■ **AVAILABLE DATA**:
★ ★ ★ ★
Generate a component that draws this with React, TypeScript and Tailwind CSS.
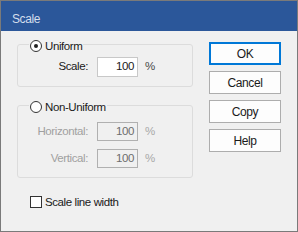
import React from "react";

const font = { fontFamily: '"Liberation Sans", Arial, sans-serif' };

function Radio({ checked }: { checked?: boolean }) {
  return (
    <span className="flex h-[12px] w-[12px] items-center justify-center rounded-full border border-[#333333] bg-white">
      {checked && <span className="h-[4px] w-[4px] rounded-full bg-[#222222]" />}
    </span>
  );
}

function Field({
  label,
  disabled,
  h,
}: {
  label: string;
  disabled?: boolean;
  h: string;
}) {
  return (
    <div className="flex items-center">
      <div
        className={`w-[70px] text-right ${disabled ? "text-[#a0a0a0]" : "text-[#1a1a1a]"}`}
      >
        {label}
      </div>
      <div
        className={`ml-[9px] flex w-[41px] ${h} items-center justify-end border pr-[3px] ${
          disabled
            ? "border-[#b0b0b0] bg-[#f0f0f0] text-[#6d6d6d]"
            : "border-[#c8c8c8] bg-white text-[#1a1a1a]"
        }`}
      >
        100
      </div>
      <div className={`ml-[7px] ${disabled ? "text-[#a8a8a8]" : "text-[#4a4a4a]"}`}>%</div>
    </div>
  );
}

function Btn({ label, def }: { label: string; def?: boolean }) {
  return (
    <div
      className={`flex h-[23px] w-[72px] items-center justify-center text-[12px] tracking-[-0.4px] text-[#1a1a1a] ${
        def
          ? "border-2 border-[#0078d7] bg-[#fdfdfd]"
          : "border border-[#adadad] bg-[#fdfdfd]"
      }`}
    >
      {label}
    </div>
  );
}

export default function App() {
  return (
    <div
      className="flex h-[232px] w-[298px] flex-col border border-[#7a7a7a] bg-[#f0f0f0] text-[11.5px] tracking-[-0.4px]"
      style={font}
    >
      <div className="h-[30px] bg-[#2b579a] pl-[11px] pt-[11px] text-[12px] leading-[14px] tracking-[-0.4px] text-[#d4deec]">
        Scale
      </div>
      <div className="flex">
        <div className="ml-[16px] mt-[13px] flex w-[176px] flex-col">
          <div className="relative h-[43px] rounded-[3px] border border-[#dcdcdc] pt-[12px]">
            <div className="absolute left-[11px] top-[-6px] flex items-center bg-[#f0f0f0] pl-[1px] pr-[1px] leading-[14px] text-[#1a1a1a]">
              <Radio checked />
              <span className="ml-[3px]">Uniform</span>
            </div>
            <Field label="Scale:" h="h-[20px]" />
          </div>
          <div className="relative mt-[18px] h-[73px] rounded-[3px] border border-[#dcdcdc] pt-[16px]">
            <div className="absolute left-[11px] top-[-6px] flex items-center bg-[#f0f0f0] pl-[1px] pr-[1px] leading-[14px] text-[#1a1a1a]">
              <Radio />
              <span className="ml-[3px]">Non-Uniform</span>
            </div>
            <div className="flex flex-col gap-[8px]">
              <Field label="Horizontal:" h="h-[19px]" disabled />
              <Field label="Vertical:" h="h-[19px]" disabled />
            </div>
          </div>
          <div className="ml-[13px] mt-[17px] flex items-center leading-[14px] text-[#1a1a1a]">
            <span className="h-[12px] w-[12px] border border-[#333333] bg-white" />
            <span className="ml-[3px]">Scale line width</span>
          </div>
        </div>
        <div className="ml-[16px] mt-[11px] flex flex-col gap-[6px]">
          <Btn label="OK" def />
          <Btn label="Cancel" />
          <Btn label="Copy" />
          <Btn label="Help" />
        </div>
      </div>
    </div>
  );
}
★ ★ ★ ★
■ **STATED EXERCISE**: Look through the data above. Find each line with the string "React" and copy it.

■ **CORRECT RESULT**:
Generate a component that draws this with React, TypeScript and Tailwind CSS.
import React from "react";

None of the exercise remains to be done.